Prepare a financial letter for your spouse and/or executor.
This is really important for the "nerdy" one in the family – the one who mostly takes care of all the finances – especially if their partner doesn't know all the details. The idea is to provide lots and lots of information about the details that a spouse or an executor would need to know – things like company names, account numbers, websites, login information, etc. You can also make suggestions and requests in such a letter. This letter should be mostly "business", but you can liven it up with a little humor if that suits you. (I have one that is almost 10 pages long. It's titled, "A Letter from Your Husband Who Is Now in Heaven", and I have a few facetious remarks in it.) Keep it with your will and other important documents in a safe place, and update it regularly (especially when you change jobs since there are usually benefits and contact information updates that need to be made.)

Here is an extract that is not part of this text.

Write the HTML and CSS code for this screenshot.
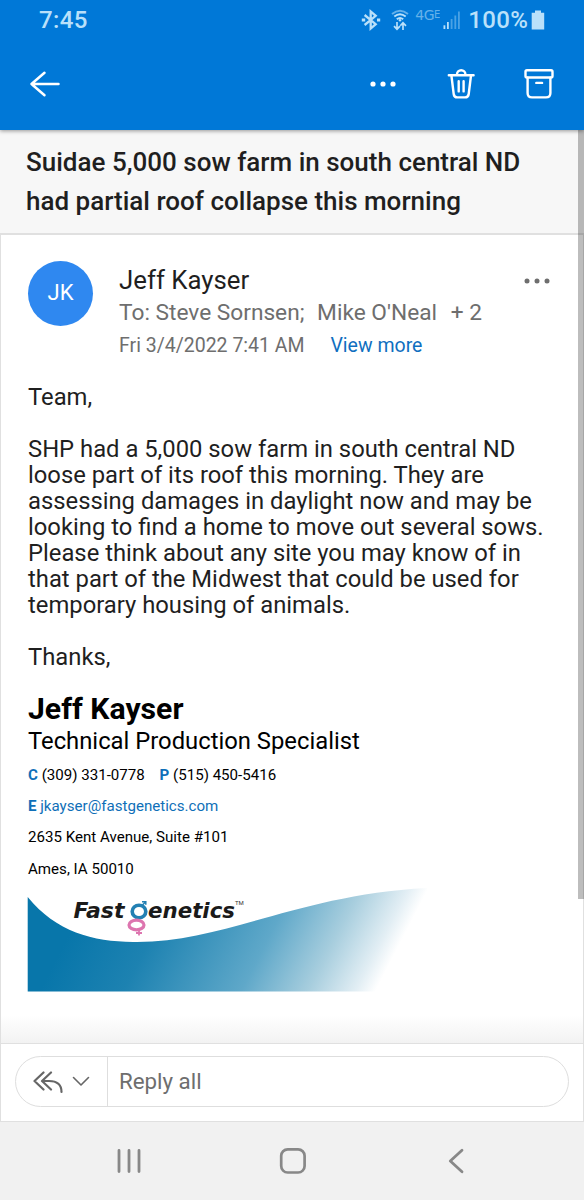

Enjoy yourself (a little more).
If you can, and your schedule permits, start enjoying yourself a little more. Travel is a lot of fun, and will probably much easier when you're in your 50s than it will be in your 70s or 80s. Also, make friends, family, hobbies, church, and volunteering in community priorities. It's a big, wonderful world that God created for us and he wants us to get out and enjoy it.
If you're really concerned that you're not financially on-track at this point, don't become fearful. There's still plenty of time to get some things done. It may make sense to meet with a Financial Planner or a Financial Coach to help assess your situation and put a plan together.
Keep on giving.
By this time, you may have your house paid for. You may even be finished with raising kids and college expenses and the like. This will free up more of your income to save and give. You should certainly save more if you need to, but keep giving tithes and offerings and consider giving more toward whatever other needs you want to help meet. Using ratios is a great way to do this (e.g., increase your tithe from 10 to 15%; or perhaps give 25% of any surplus you have in additional offerings).